Leicht and other representatives did eventually agree to come to the table for more in-depth conversations and “working sessions,” after being asked explicitly by Richard Corman, president of Downtown Independent Democrats.
Leicht also expressed an openness to considering giving priority to 9/11 survivors, defined as anyone who lived or worked below Houston Street or in parts of Brooklyn Heights and DUMBO in the years after the terrorist attack.
Tammy Meltzer, the Community Board 1 chairperson, said of the project, “It can be a model and key for solving diversity issues in our schools, easing congestion on our subways, and help build a base to help support businesses with a robust group of consumers who live here 365 days a year.”
“Even if unintentional, the combination of planning and zoning decisions favoring big real estate and exorbitant rents and housing cost have, in effect, rendered Community Board 1 a segregated community,” said Mariama James, a housing activist and coalition member. She cited Census data showing that, while 24.3 percent of New Yorkers are Black, that number drops to 4 percent in her community board district.
James blasted the current proposal, which calls for three-quarters of the building’s apartments to be luxury, as not meeting the needs of the most marginalized New Yorkers.
“So,” she said, “the question we’re left with is this: Considering Empire State Development Corporation’s widely shared sentiment that affordable housing is too expensive to create here, and in light of the Civil Rights Act of 1964, which ended segregation on public land, understanding that the World Trade Center is in fact public land — up to how much exactly [in] public funds would the Empire Development Corporation…be willing to spend toward integration of this site?”
Coalition members didn’t just make demands, they also offered solutions.

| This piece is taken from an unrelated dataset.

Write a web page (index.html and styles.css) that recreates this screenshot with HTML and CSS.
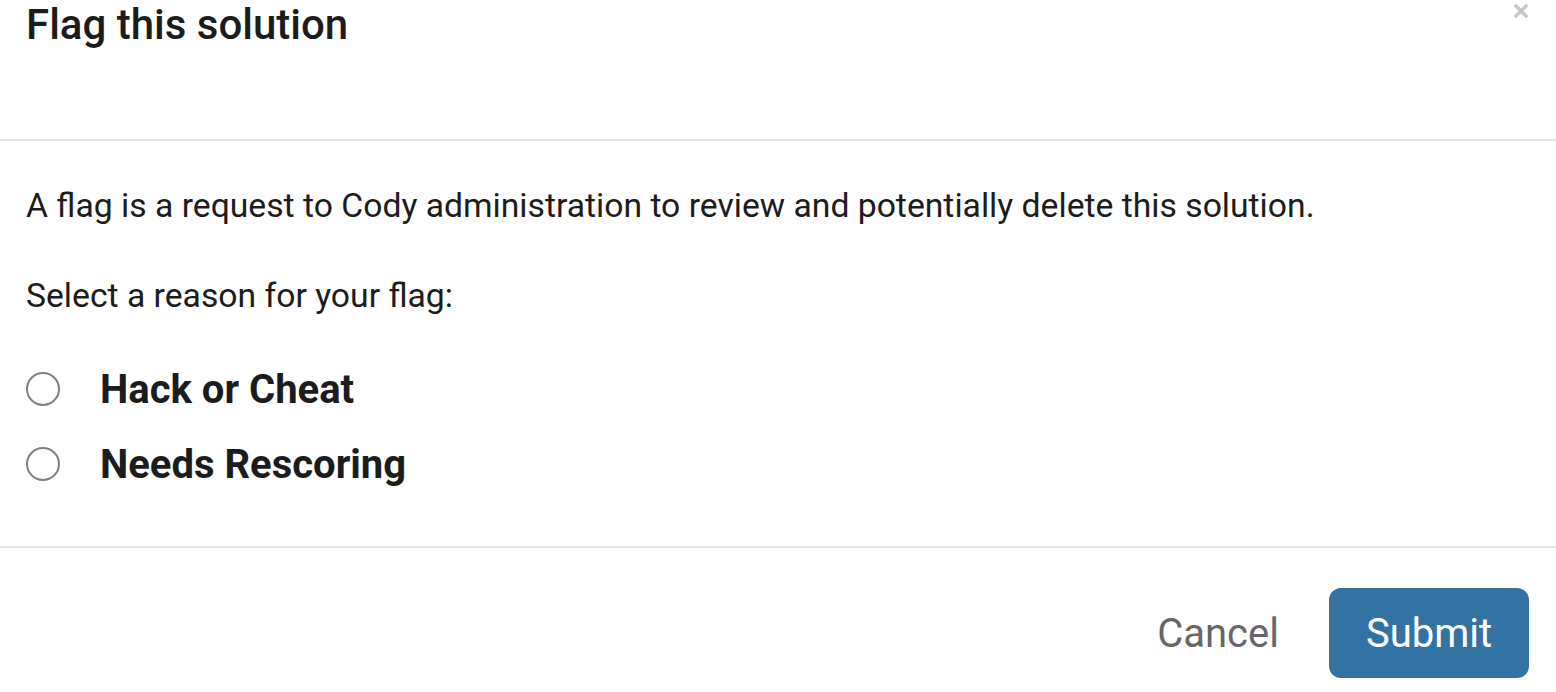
FILE: index.html
```html
<!DOCTYPE html>
<html>
<head>
<meta charset="utf-8">
<link rel="stylesheet" href="styles.css">
</head>
<body>
<div class="modal">
  <div class="modal-header">
    <h4 class="modal-title">Flag this solution</h4>
    <button class="close" type="button" aria-label="Close">
      <svg class="close-icon" viewBox="0 0 14 14" width="14" height="14" aria-hidden="true">
        <path d="M2 2 L12 12 M12 2 L2 12" stroke="#c8c8c8" stroke-width="3.4" stroke-linecap="square" fill="none"/>
      </svg>
    </button>
  </div>
  <div class="modal-body">
    <p class="intro">A flag is a request to Cody administration to review and potentially delete this solution.</p>
    <p class="prompt">Select a reason for your flag:</p>
    <div class="options">
      <label class="option"><span class="radio"></span><span class="option-label">Hack or Cheat</span></label>
      <label class="option"><span class="radio"></span><span class="option-label">Needs Rescoring</span></label>
    </div>
  </div>
  <div class="modal-footer">
    <button class="btn btn-link" type="button">Cancel</button>
    <button class="btn btn-primary" type="button">Submit</button>
  </div>
</div>
</body>
</html>
```

FILE: styles.css
```css
html, body {
  margin: 0;
  padding: 0;
  background: #ffffff;
}

body {
  font-family: Roboto, "Liberation Sans", Arial, sans-serif;
  color: #1c1c1c;
}

.modal {
  width: 1556px;
  height: 692px;
  display: flex;
  flex-direction: column;
  overflow: hidden;
}

.modal-header {
  position: relative;
  height: 139px;
  padding: 0 26px;
  border-bottom: 2px solid #e5e5e5;
  box-sizing: content-box;
}

.modal-title {
  margin: 0;
  font-size: 42px;
  font-weight: 500;
  line-height: 50px;
  color: #1c1c1c;
}

.close {
  position: absolute;
  top: 3px;
  right: 28px;
  border: 0;
  background: none;
  padding: 0;
  width: 14px;
  height: 15px;
  display: flex;
  align-items: center;
  justify-content: center;
  cursor: pointer;
}

.close-icon {
  display: block;
}

.modal-body {
  padding: 44px 26px 0;
  height: 361px;
  box-sizing: content-box;
  border-bottom: 2px solid #e5e5e5;
}

.intro, .prompt {
  margin: 0;
  font-size: 33.7px;
  line-height: 42px;
  color: #1c1c1c;
}

.prompt {
  margin-top: 48px;
}

.options {
  margin-top: 50px;
  display: flex;
  flex-direction: column;
  gap: 31px;
}

.option {
  display: flex;
  align-items: center;
  gap: 40px;
  height: 44px;
}

.radio {
  width: 30px;
  height: 30px;
  border: 2px solid #808080;
  border-radius: 50%;
  flex: none;
}

.option-label {
  font-size: 40px;
  font-weight: 700;
  color: #1c1c1c;
}

.modal-footer {
  flex: 1;
  display: flex;
  justify-content: flex-end;
  align-items: flex-start;
  gap: 50px;
  padding: 40px 27px 0;
}

.btn {
  font-family: Roboto, "Liberation Sans", Arial, sans-serif;
  font-size: 40px;
  height: 90px;
  border-radius: 12px;
  border: 0;
  cursor: pointer;
}

.btn-link {
  background: none;
  color: #666666;
  padding: 0;
}

.btn-primary {
  width: 200px;
  background: #3273a4;
  color: #ffffff;
}
```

Historian Todd Fine listed “a series of financing mechanisms that would not drain existing state or city programs,” including “project-based Section 8 [which was previously proposed for the building by Congressmember Nadler], special federal tax-free bonds similar to the Liberty Bond program,” which financed World War I spending and marked the formation of the Federal Reserve, “501(c)(3) bonds [and] a federal appropriation.”

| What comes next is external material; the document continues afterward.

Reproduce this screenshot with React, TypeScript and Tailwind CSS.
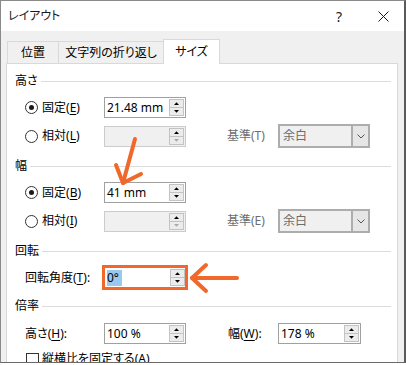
import React from "react";

const Tri = ({ up, color = "#000" }: { up?: boolean; color?: string }) => (
  <svg width="5" height="3" viewBox="0 0 5 3" className="block">
    {up ? <path d="M0 3 H5 L2.5 0.2 Z" fill={color} /> : <path d="M0 0 H5 L2.5 2.8 Z" fill={color} />}
  </svg>
);

const Spin = ({ disabled }: { disabled?: boolean }) => (
  <div className="flex h-[17px] w-[15px] flex-col">
    <div className="flex h-[9px] items-center justify-center border border-[#c3c3c3] bg-[#ececec]">
      <Tri up />
    </div>
    <div className="flex h-[8px] items-center justify-center border border-t-0 border-[#c3c3c3] bg-[#ececec]">
      <Tri color={disabled ? "#a8a8a8" : "#000"} />
    </div>
  </div>
);

function NumBox({ value, disabled, wide }: { value?: React.ReactNode; disabled?: boolean; wide?: boolean }) {
  return (
    <div
      className={`flex h-[21px] shrink-0 items-center justify-between border pl-[2px] pr-[1px] ${wide ? "w-[83px]" : "w-[82px]"} ${
        disabled ? "border-[#cccccc] bg-[#f0f0f0]" : "border-[#a0a0a0] bg-white"
      }`}
    >
      <span className="leading-none">{value}</span>
      <Spin disabled={disabled} />
    </div>
  );
}

function Combo() {
  return (
    <div className="flex h-[24px] w-[92px] shrink-0 border-2 border-[#adadad] bg-[#f0f0f0]">
      <div className="flex flex-1 items-center pl-[3px] text-[#6d6d6d]">余白</div>
      <div className="flex w-[17px] items-center justify-center border-l-2 border-[#adadad] bg-[#e6e6e6]">
        <svg width="8" height="5" viewBox="0 0 8 5">
          <path d="M0.5 0.5 L4 4 L7.5 0.5" stroke="#555" fill="none" />
        </svg>
      </div>
    </div>
  );
}

function Header({ children }: { children: React.ReactNode }) {
  return (
    <div className="flex h-[20px] items-center">
      <span>{children}</span>
      <div className="ml-[3px] h-px flex-1 bg-[#dcdcdc]" />
    </div>
  );
}

function Radio({ checked }: { checked?: boolean }) {
  return (
    <div className="flex h-[13px] w-[13px] shrink-0 items-center justify-center rounded-full border border-[#333333] bg-white">
      {checked && <div className="h-[5px] w-[5px] rounded-full bg-[#1a1a1a]" />}
    </div>
  );
}

function RadioLabel({ checked, text, acc }: { checked?: boolean; text: string; acc: string }) {
  return (
    <div className="flex w-[79px] shrink-0 items-center">
      <Radio checked={checked} />
      <span className="ml-[4px]">
        {text}(<span className="underline underline-offset-[2px]">{acc}</span>)
      </span>
    </div>
  );
}

export default function App() {
  return (
    <div className="relative h-[365px] w-[406px] overflow-hidden bg-white font-['Noto_Sans','Noto_Sans_CJK_JP',sans-serif] text-[12px] text-black [font-feature-settings:'palt']">
      <div className="flex h-[363px] w-[406px] flex-col overflow-hidden border-b border-l border-r-2 border-t border-b-[#6a6a6a] border-l-[#8a8a8a] border-r-[#5a5a5a] border-t-[#8a8a8a] bg-[#f0f0f0]">
        {/* title bar */}
        <div className="flex h-[30px] shrink-0 items-center bg-white">
          <span className="pl-[7px] text-[12px] text-[#1a1a1a]">レイアウト</span>
          <div className="ml-auto flex h-full">
            <div className="flex w-[46px] items-center justify-center text-[14px] text-[#1a1a1a]">?</div>
            <div className="flex w-[42px] items-center justify-center">
              <svg width="11" height="11" viewBox="0 0 11 11">
                <path d="M0.5 0.5 L10.5 10.5 M10.5 0.5 L0.5 10.5" stroke="#1a1a1a" strokeWidth="1" />
              </svg>
            </div>
          </div>
        </div>

        {/* tabs */}
        <div className="relative z-10 -mb-px mt-[8px] flex h-[25px] shrink-0 items-end pl-[6px]">
          <div className="flex h-[23px] w-[52px] items-center justify-center border border-b-0 border-[#d9d9d9] pb-[1px]">
            位置
          </div>
          <div className="flex h-[23px] w-[104px] items-center justify-center border-t border-[#d9d9d9] pb-[1px]">
            文字列の折り返し
          </div>
          <div className="flex h-[25px] w-[57px] items-center justify-center border border-b-0 border-[#d9d9d9] bg-white">
            サイズ
          </div>
        </div>

        {/* panel */}
        <div className="ml-[5px] h-[330px] w-[392px] shrink-0 border border-[#d9d9d9] bg-white pl-[8px] pr-[6px] pt-[7px]">
          <Header>高さ</Header>
          <div className="mt-[6px] flex h-[21px] items-center pl-[10px]">
            <RadioLabel checked text="固定" acc="E" />
            <NumBox value="21.48 mm" />
          </div>
          <div className="mt-[6px] flex h-[24px] items-center pl-[10px]">
            <RadioLabel text="相対" acc="L" />
            <NumBox disabled />
            <div className="ml-[41px] w-[51px] shrink-0 text-[#6d6d6d]">基準(T)</div>
            <Combo />
          </div>

          <div className="mt-[8px]">
            <Header>幅</Header>
          </div>
          <div className="mt-[6px] flex h-[21px] items-center pl-[10px]">
            <RadioLabel checked text="固定" acc="B" />
            <NumBox value="41 mm" />
          </div>
          <div className="mt-[6px] flex h-[24px] items-center pl-[10px]">
            <RadioLabel text="相対" acc="I" />
            <NumBox disabled />
            <div className="ml-[41px] w-[51px] shrink-0 text-[#6d6d6d]">基準(E)</div>
            <Combo />
          </div>

          <div className="mt-[8px]">
            <Header>回転</Header>
          </div>
          <div className="mt-[4px] flex h-[25px] items-center pl-[10px]">
            <div className="w-[77px] shrink-0">
              回転角度(<span className="underline underline-offset-[2px]">T</span>):
            </div>
            <div className="flex h-[25px] w-[86px] shrink-0 items-center justify-between border-[3px] border-[#f0682a] bg-white pl-[2px] pr-0">
              <span className="w-[15px] bg-[#99c9ef] leading-[16px]">0°</span>
              <Spin />
            </div>
          </div>

          <div className="mt-[6px]">
            <Header>倍率</Header>
          </div>
          <div className="mt-[7px] flex h-[21px] items-center pl-[10px]">
            <div className="w-[79px] shrink-0">
              高さ(<span className="underline underline-offset-[2px]">H</span>):
            </div>
            <NumBox value="100 %" />
            <div className="ml-[42px] w-[50px] shrink-0">
              幅(<span className="underline underline-offset-[2px]">W</span>):
            </div>
            <NumBox value="178 %" wide />
          </div>
          <div className="mt-[8px] flex items-start pl-[11px]">
            <div className="mt-[1px] h-[13px] w-[13px] shrink-0 border border-[#333333] bg-white" />
            <span className="ml-[3px] leading-[14px]">
              縦横比を固定する(<span className="underline underline-offset-[2px]">A</span>)
            </span>
          </div>
        </div>
      </div>

      {/* annotation arrows */}
      <svg className="pointer-events-none absolute left-0 top-0" width="406" height="365">
        <g stroke="#f0682a" strokeWidth="4" strokeLinecap="round" strokeLinejoin="round" fill="none">
          <path d="M135 139 L123 183" />
          <path d="M116 165 L123 183 L141 174" />
          <path d="M237 278 L192 278" />
          <path d="M206 265 L192 278 L206 291" />
        </g>
      </svg>
    </div>
  );
}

“And a direct loan from the city or state might only be needed to round things out,” he added.
Fine also pointed out that in the aftermath of 9/11 the government once again issued $8 billion in Liberty Bonds, which, as The New York Times reported in 2006, “benefited developers and high-profile corporations at the expense of ordinary New Yorkers.”
Why couldn’t that type of massive capital spending be made again, only this time to create deeply affordable housing? he asked.
The bonds dolled out post-9/11 created thousands of units of market-rate luxury housing, as well as commercial and office development — including a $1.7 billion giveaway to Goldman Sachs.
No affordable housing, however, was ever produced from those bonds. As one nonprofit official told the Times back then, “All the brilliant minds we have in New York couldn’t find a way to develop housing that would benefit everyone… . Firefighters, police officers and teachers would not be able to afford to live in the market-rate housing built with public subsidies.”
Ultimately, Vittoria Fariello, a Democratic district leader and coalition member, said she was happy with the forum and considered it a success. She said she and many of the other coalition members are excited to get to work with the agencies and find a solution.